AS others have said above, it depends where you envisage things going. The software world seems to be moving very much to a saas model, and the easiest method of roll out is the web. Using the web as a medium has a lot of advantage to businesses, there's no need to worry about the hardware spec of users' machines, there tend to be few compatibility issues, multiple site roll out is simple, users have the same experience everywhere with no need for VPNs - people can work from home as easily as in the office, it's easy to add new users, they only pay for the users they need, upgrades are rolled out to all users at once and the list goes on...
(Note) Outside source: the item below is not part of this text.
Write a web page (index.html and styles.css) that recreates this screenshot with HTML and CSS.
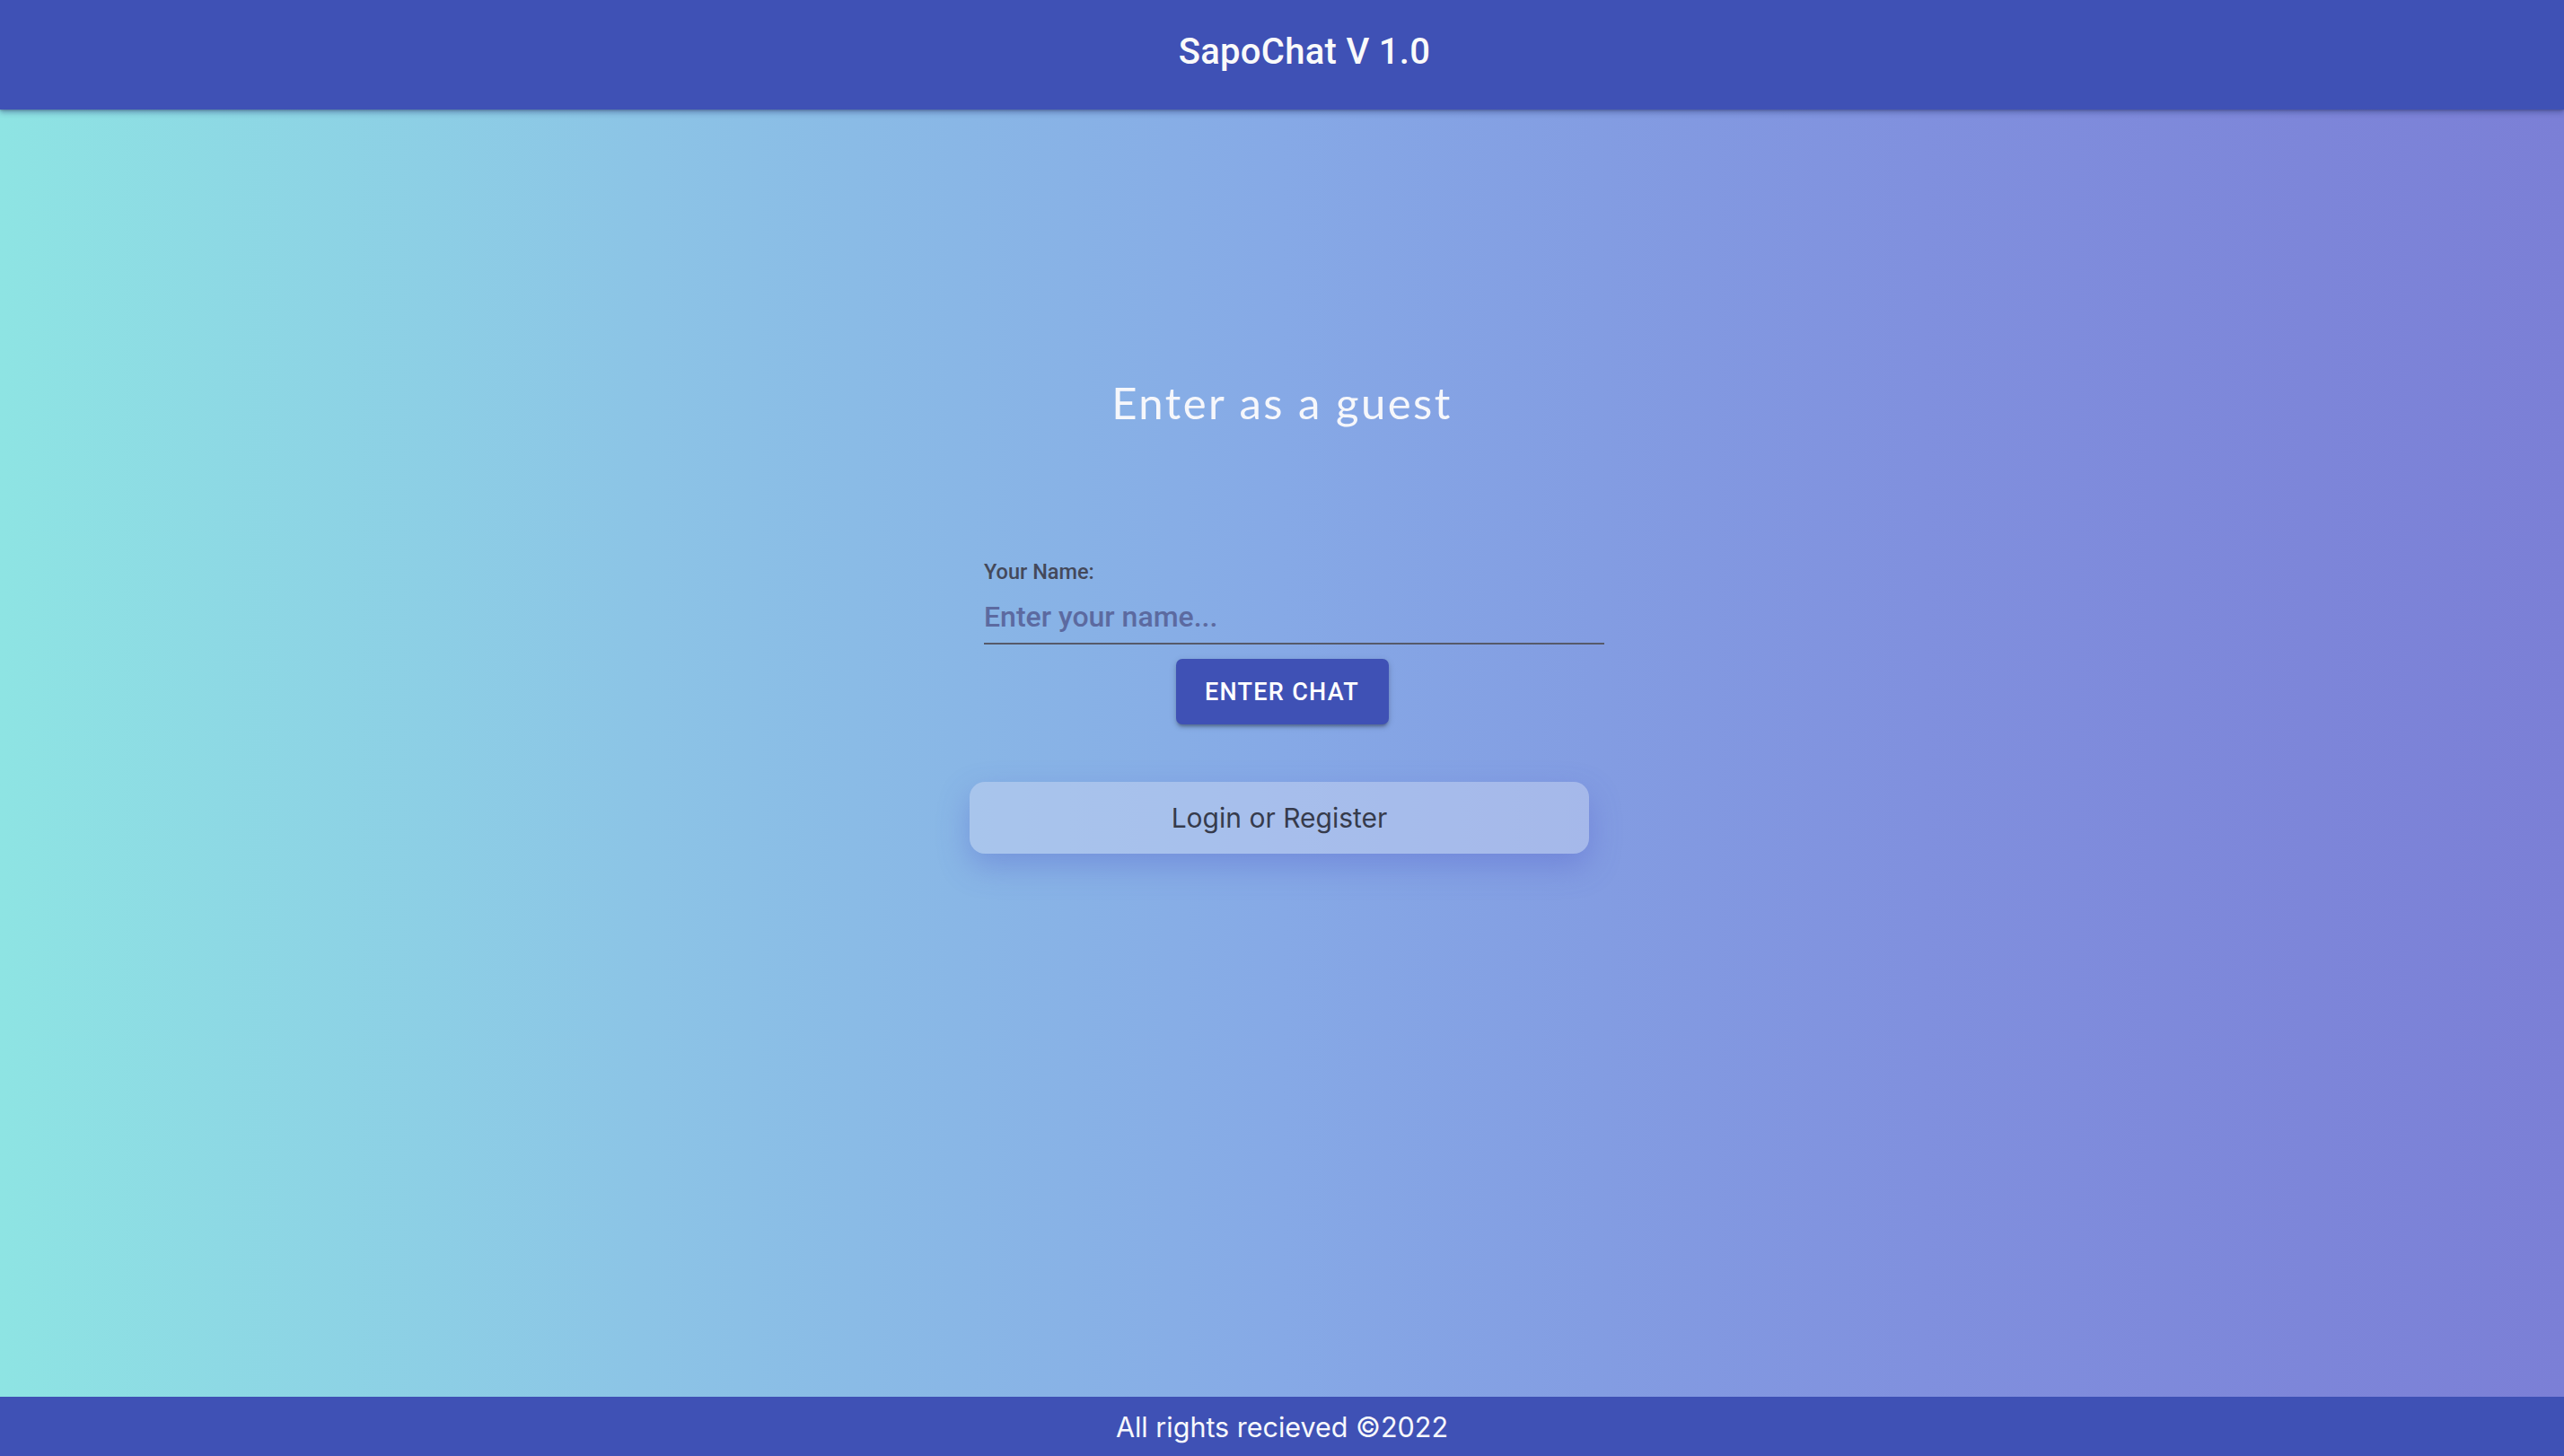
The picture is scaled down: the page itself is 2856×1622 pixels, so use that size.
FILE: index.html
```html
<!DOCTYPE html>
<html lang="en">
<head>
<meta charset="utf-8">
<title>SapoChat</title>
<link rel="stylesheet" href="styles.css">
</head>
<body>
<div class="app">
  <header class="toolbar">
    <span class="toolbar-title">SapoChat V 1.0</span>
  </header>
  <main class="content">
    <h1 class="guest-title">Enter as a guest</h1>
    <form class="guest-form">
      <label class="field">
        <span class="field-label">Your Name:</span>
        <input class="field-input" type="text" placeholder="Enter your name...">
      </label>
      <button type="button" class="enter-btn">ENTER CHAT</button>
    </form>
    <button type="button" class="login-btn">Login or Register</button>
  </main>
  <footer class="footer">All rights recieved ©2022</footer>
</div>
</body>
</html>
```

FILE: styles.css
```css
* { box-sizing: border-box; }
html, body { margin: 0; padding: 0; height: 100%; }
body { font-family: "Roboto", "Liberation Sans", sans-serif; }

.app {
  display: flex;
  flex-direction: column;
  height: 100vh;
  background: linear-gradient(90deg, #8ee4e3 0%, #8cc4e6 25%, #86a9e6 50%, #8090de 75%, #7b7fd6 100%);
}

.toolbar {
  flex: 0 0 122px;
  display: flex;
  align-items: center;
  justify-content: center;
  padding: 0 0 8px 50px;
  background: #3f51b5;
  color: #fafafa;
  box-shadow: 0 3px 6px rgba(40, 50, 110, 0.45), 0 1px 2px rgba(0,0,0,0.2);
  position: relative;
  z-index: 2;
}
.toolbar-title {
  font-family: "Roboto", sans-serif;
  font-weight: 500;
  font-size: 40px;
  letter-spacing: 0.3px;
}

.content {
  flex: 1 1 auto;
  display: flex;
  flex-direction: column;
  align-items: center;
}

.guest-title {
  margin: 302px 0 0 0;
  font-family: "Lato", sans-serif;
  font-weight: 400;
  font-size: 49px;
  line-height: 48px;
  letter-spacing: 2.5px;
  color: #f6f7fb;
}

.guest-form {
  margin-top: 154px;
  display: flex;
  flex-direction: column;
  align-items: center;
}

.field {
  display: flex;
  flex-direction: column;
  width: 691px;
  margin-left: 27px;
}
.field-label {
  font-family: "Roboto", sans-serif;
  font-weight: 500;
  font-size: 23.5px;
  line-height: 22px;
  color: #44495a;
}
.field-input {
  margin-top: 23px;
  padding: 0 0 14px 0;
  border: none;
  border-bottom: 2px solid #565a6a;
  background: transparent;
  font-family: "Roboto", sans-serif;
  font-weight: 500;
  font-size: 32px;
  line-height: 31px;
  height: 47px;
  color: #333;
  outline: none;
}
.field-input::placeholder {
  color: #5c6aa0;
  opacity: 1;
}

.enter-btn {
  margin-top: 16px;
  width: 237px;
  height: 73px;
  border: none;
  border-radius: 7px;
  background: #3f51b5;
  color: #ffffff;
  font-family: "Roboto", sans-serif;
  font-weight: 500;
  font-size: 27px;
  letter-spacing: 1.3px;
  box-shadow: 0 4px 3px -2px rgba(0,0,0,0.2), 0 3px 4px 0 rgba(0,0,0,0.14), 0 2px 9px 0 rgba(0,0,0,0.12);
}

.login-btn {
  margin: 64px 6px 0 0;
  width: 690px;
  height: 80px;
  border: none;
  border-radius: 17px;
  background: rgba(200, 212, 242, 0.5);
  color: #363b4c;
  font-family: "Inter", "Liberation Sans", sans-serif;
  font-size: 30px;
  box-shadow: 0 14px 34px rgba(80, 90, 200, 0.35);
}

.footer {
  flex: 0 0 66px;
  display: flex;
  align-items: center;
  justify-content: center;
  background: #3f51b5;
  color: #f7f8fc;
  font-family: "Inter", "Liberation Sans", sans-serif;
  font-size: 30.5px;
}
```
However, that functionality is possible because the hard work is done by you ;)  there's more technology stack when moving to the web and there's a huge amount to think about. As a rule of thumb (there are exceptions to this), you'll probably want at least a basic understanding of HTML, CSS, Javascript, a Server Side Language and a good grasp of SQL. The biggest issue you'll find when making the jump to the web is that it is not event driven in the same way that an application is, the whole page is passed back to the server as a string and data is extracted from it and acted upon.
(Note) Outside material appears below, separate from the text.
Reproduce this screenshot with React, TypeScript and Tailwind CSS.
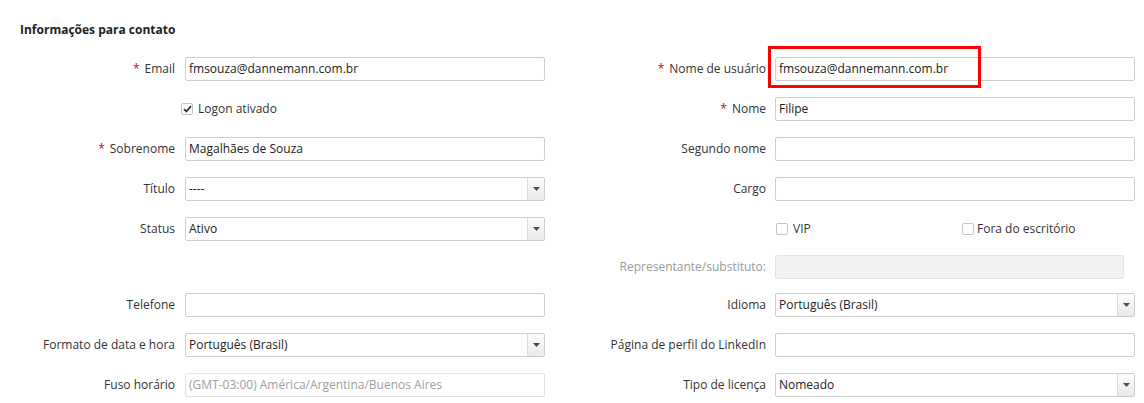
import React from "react";

const font = { fontFamily: '"Open Sans", "Noto Sans", sans-serif' };

function Label({ text, required, muted }: { text: string; required?: boolean; muted?: boolean }) {
  return (
    <span className={muted ? "text-[#9a9a9a]" : "text-[#333]"}>
      {required ? <span className="text-[#d0021b] mr-[5px]">*</span> : null}
      {text}
    </span>
  );
}

function TextBox({ value, disabled, className }: { value?: string; disabled?: boolean; className?: string }) {
  return (
    <div
      className={
        "h-[24px] border rounded-[2px] flex items-center px-[3px] text-[12px] " +
        (disabled ? "border-[#e2e2e2] text-[#a0a0a0] " : "border-[#cfcfcf] text-[#222] bg-white ") +
        (className ?? "w-[360px]")
      }
    >
      {value}
    </div>
  );
}

function Select({ value }: { value: string }) {
  return (
    <div className="h-[24px] w-[360px] border border-[#cfcfcf] rounded-[2px] flex items-stretch bg-white text-[12px] text-[#222]">
      <div className="flex-1 flex items-center px-[3px]">{value}</div>
      <div className="w-[17px] border-l border-[#dcdcdc] bg-gradient-to-b from-[#fdfdfd] to-[#e9e9e9] flex items-center justify-center">
        <svg width="7" height="4" viewBox="0 0 7 4">
          <path d="M0 0h7L3.5 4z" fill="#4a4a4a" />
        </svg>
      </div>
    </div>
  );
}

function Check({ checked }: { checked?: boolean }) {
  return (
    <span className="w-[12px] h-[12px] border border-[#c4c4c4] rounded-[2px] bg-white flex items-center justify-center shrink-0">
      {checked ? (
        <svg width="9" height="8" viewBox="0 0 9 8">
          <path d="M1 4.2l2.3 2.3L8 1.2" stroke="#333" strokeWidth="1.8" fill="none" />
        </svg>
      ) : null}
    </span>
  );
}

function Row({ children, h = "h-[40px]" }: { children: React.ReactNode; h?: string }) {
  return <div className={"flex items-center " + h}>{children}</div>;
}

function LeftField({ label, required, children }: { label?: string; required?: boolean; children?: React.ReactNode }) {
  return (
    <div className="flex items-center w-[525px] shrink-0">
      <div className="w-[155px] text-right text-[12px] shrink-0">
        {label ? <Label text={label} required={required} /> : null}
      </div>
      <div className="ml-[10px]">{children}</div>
    </div>
  );
}

function RightField({ label, required, muted, children }: { label?: string; required?: boolean; muted?: boolean; children?: React.ReactNode }) {
  return (
    <div className="flex items-center">
      <div className="w-[221px] text-right text-[12px] shrink-0">
        {label ? <Label text={label} required={required} muted={muted} /> : null}
      </div>
      <div className="ml-[9px]">{children}</div>
    </div>
  );
}

export default function App() {
  return (
    <div className="w-[1144px] h-[403px] bg-white overflow-hidden pl-[20px] pt-[22px]" style={font}>
      <div className="h-[16px] text-[12px] font-bold text-[#222] leading-[16px]">Informações para contato</div>
      <div className="mt-[11px]">
        <Row>
          <LeftField label="Email" required>
            <TextBox value="fmsouza@dannemann.com.br" />
          </LeftField>
          <RightField label="Nome de usuário" required>
            <div className="relative">
              <TextBox value="fmsouza@dannemann.com.br" />
              <div className="absolute left-[-7px] top-[-11px] w-[213px] h-[42px] border-[3px] border-[#ff0000]" />
            </div>
          </RightField>
        </Row>
        <Row>
          <LeftField>
            <div className="flex items-center gap-[5px] -ml-[4px] text-[12px] text-[#333]">
              <Check checked />
              <span>Logon ativado</span>
            </div>
          </LeftField>
          <RightField label="Nome" required>
            <TextBox value="Filipe" />
          </RightField>
        </Row>
        <Row>
          <LeftField label="Sobrenome" required>
            <TextBox value="Magalhães de Souza" />
          </LeftField>
          <RightField label="Segundo nome">
            <TextBox />
          </RightField>
        </Row>
        <Row>
          <LeftField label="Título">
            <Select value="----" />
          </LeftField>
          <RightField label="Cargo">
            <TextBox />
          </RightField>
        </Row>
        <Row>
          <LeftField label="Status">
            <Select value="Ativo" />
          </LeftField>
          <RightField>
            <div className="flex items-center w-[360px] text-[12px] text-[#333]">
              <div className="flex items-center gap-[5px] w-[186px] ml-[1px]">
                <Check />
                <span>VIP</span>
              </div>
              <div className="flex items-center gap-[3px]">
                <Check />
                <span>Fora do escritório</span>
              </div>
            </div>
          </RightField>
        </Row>
        <Row h="h-[36px]">
          <LeftField />
          <RightField label="Representante/substituto:" muted>
            <div className="h-[24px] w-[349px] border border-[#e4e4e4] bg-[#f2f2f2] rounded-[2px]" />
          </RightField>
        </Row>
        <Row>
          <LeftField label="Telefone">
            <TextBox />
          </LeftField>
          <RightField label="Idioma">
            <Select value="Português (Brasil)" />
          </RightField>
        </Row>
        <Row>
          <LeftField label="Formato de data e hora">
            <Select value="Português (Brasil)" />
          </LeftField>
          <RightField label="Página de perfil do LinkedIn">
            <TextBox />
          </RightField>
        </Row>
        <Row>
          <LeftField label="Fuso horário">
            <TextBox value="(GMT-03:00) América/Argentina/Buenos Aires" disabled />
          </LeftField>
          <RightField label="Tipo de licença">
            <Select value="Nomeado" />
          </RightField>
        </Row>
      </div>
    </div>
  );
}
The stateless environment of the web and the disconnected way it works in contrast to desktop applications historically made local application developers hesitant in making the jump since it's such a different way of working. That's why many application developers looking to move to the web start with Microsoft webforms - they create a drag and drop environment that is familiar to the developer with the normal events you would expect to find  in a local application, like combobox change events and button click events. Webforms can be used with either C# or VB and might be a good starting point for you as they give you a starting platform. Be warned though - there's a lot of scorn and intense dislike for webforms out there (for various reasons - many of them perfectly valid have a look here http://stackoverflow.com/questions/46031/why-does-the-asp-net-web-forms-model-suck), but there's probably a sound argument for saying that for moving a desktop app to the web they offer the path of least resistance, with the least coding, learning and fastest development time. As such they're very widely used in internal applications, but increasingly less common out there on the web.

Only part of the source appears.